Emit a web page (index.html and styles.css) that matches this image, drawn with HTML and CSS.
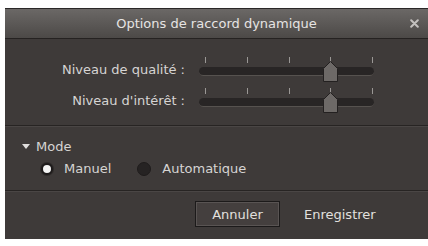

* * *

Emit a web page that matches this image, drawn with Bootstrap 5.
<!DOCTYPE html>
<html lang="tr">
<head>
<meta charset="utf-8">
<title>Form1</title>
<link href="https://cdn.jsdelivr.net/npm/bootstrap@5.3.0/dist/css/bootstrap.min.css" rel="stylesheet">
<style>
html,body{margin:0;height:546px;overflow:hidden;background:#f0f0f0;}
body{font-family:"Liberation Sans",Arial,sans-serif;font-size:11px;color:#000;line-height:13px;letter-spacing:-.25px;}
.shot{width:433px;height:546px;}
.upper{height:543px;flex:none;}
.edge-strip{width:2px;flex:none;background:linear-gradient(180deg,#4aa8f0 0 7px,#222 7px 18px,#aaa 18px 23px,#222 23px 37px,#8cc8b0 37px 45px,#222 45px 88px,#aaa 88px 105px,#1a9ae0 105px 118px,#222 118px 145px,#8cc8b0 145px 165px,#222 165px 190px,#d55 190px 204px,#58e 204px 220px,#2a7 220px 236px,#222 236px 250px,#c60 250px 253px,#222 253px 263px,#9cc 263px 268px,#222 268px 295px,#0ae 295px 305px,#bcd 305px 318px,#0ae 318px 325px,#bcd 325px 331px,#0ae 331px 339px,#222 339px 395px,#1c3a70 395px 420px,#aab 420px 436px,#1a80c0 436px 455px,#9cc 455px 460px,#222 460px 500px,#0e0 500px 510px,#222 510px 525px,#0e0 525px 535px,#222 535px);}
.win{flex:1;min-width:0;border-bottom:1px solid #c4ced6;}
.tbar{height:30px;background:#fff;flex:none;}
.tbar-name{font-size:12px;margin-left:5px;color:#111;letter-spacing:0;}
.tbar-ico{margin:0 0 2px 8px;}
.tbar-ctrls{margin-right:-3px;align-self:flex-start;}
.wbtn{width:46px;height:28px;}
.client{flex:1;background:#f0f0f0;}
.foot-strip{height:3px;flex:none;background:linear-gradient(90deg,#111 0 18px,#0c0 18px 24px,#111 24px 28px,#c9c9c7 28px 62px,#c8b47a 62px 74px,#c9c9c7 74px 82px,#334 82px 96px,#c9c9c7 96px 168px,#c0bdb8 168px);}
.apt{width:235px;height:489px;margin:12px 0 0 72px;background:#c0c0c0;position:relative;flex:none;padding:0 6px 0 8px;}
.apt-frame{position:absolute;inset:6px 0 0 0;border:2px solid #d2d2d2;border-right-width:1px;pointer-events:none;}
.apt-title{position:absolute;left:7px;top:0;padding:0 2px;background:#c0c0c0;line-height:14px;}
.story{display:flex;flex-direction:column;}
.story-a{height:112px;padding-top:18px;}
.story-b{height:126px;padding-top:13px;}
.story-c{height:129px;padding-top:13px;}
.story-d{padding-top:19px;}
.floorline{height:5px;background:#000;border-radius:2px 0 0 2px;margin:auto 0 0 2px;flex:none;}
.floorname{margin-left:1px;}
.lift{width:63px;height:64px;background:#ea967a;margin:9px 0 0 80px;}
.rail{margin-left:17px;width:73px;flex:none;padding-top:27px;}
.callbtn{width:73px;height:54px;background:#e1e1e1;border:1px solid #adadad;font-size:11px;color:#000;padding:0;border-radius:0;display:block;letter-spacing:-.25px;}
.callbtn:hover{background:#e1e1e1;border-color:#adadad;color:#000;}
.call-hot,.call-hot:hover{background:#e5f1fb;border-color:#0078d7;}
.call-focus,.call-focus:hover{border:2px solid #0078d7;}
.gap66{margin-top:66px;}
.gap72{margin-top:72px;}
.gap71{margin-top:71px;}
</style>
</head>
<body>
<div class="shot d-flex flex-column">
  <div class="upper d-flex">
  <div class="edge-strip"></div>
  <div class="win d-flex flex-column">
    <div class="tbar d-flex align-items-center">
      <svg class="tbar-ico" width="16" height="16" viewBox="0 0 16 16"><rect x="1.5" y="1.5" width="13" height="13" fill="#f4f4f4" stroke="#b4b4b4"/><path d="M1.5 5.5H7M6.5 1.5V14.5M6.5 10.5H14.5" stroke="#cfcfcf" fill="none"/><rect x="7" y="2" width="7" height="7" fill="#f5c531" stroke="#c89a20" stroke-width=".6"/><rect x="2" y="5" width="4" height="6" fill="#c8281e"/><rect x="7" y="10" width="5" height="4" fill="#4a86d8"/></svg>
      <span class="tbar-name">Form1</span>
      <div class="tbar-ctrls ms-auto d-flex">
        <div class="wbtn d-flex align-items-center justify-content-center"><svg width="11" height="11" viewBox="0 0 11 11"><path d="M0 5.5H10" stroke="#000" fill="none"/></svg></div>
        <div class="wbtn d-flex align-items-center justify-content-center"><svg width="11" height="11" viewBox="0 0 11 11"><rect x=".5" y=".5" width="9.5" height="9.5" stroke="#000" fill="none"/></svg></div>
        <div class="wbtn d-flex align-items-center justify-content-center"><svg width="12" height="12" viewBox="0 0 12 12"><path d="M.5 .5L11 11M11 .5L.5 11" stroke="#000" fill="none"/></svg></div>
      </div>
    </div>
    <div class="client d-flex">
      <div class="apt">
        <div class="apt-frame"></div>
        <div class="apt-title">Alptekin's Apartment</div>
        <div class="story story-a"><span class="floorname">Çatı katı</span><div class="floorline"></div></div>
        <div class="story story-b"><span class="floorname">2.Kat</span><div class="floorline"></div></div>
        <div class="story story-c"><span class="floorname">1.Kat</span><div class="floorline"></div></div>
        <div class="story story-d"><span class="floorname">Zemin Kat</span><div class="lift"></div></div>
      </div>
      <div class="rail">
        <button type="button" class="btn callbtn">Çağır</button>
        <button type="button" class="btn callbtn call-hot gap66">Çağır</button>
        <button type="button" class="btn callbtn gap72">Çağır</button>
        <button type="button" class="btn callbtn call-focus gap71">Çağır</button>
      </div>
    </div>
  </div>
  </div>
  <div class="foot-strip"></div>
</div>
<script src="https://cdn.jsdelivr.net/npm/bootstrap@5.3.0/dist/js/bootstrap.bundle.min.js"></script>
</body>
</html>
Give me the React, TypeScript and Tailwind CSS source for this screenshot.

### Exercise objective
Give only the number of lines in the data that hold the word "Emit".

### Problem solution
2